The ball of yarn I was using on my 1907 sweater ran out so I stopped knitting the sleeve and finally redid the belt. Then I started the collar so that the body of the sweater will be finished. I have a few more rows left of that before I get back to my half-finished sleeve.

After I finished my stays last week, I started a 1780's robe a la piemontaise for the George Washington Ball in Williamsburg at the beginning of March. The petticoat is finished, and the bodice is cut. I'm using the pattern at the National Museum in Denmark and also going for the simpler trim of that one as opposed the the ornate Spanish ones that are still around. After three years of the same dress at that ball, I'm excited that I'll have a new one.
atherleisure: (Default)
I probably should have foreseen this, but I didn't think about it until after the fact. The 1907 sweater pattern I'm using apparently expects a larger bust-to-waist ratio than I have. I pinned the side seams and tried on the sweater and found that it didn't close by inches at the waist. The rest of it looks fine so I just have to rip out the ribbing and redo it.
atherleisure: (Default)
It's definitely looking like a sweater: 1907 Sweater - Blocking

I've finished knitting the body of the 1907 sweater and am currently blocking it.

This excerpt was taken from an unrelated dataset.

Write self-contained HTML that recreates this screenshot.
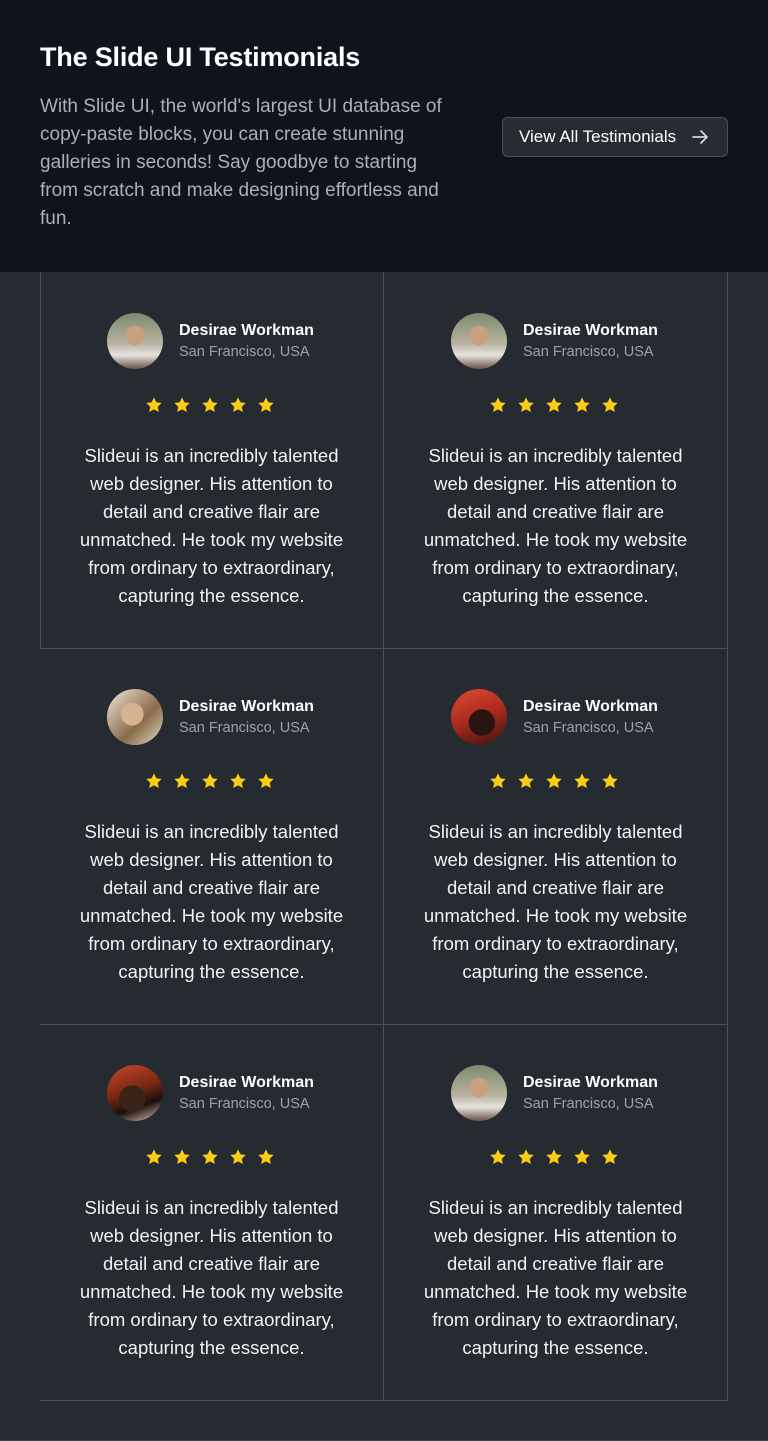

Now I'm trading back and forth between working on binding my stays - awfully hard on the fingers - and knitting the sleeves.
atherleisure: (Default)
My stays are moving along well. All that's left is covering the seams with tape, binding, sewing in the lining, and putting the eyelets in for the straps. That being said, I don't think I'll get much further on them before Christmas. I might manage to cover some of the seams, but that's about it. Partly because I don't have the binding yet, and partly because it will be better to work on my knitting project with people in and out over the holidays.

So I'll be working on my 1907 sweater for the next several days. I'm about 5" into the back. Still, it's going pretty quickly - maybe an inch per hour - so it's not bad.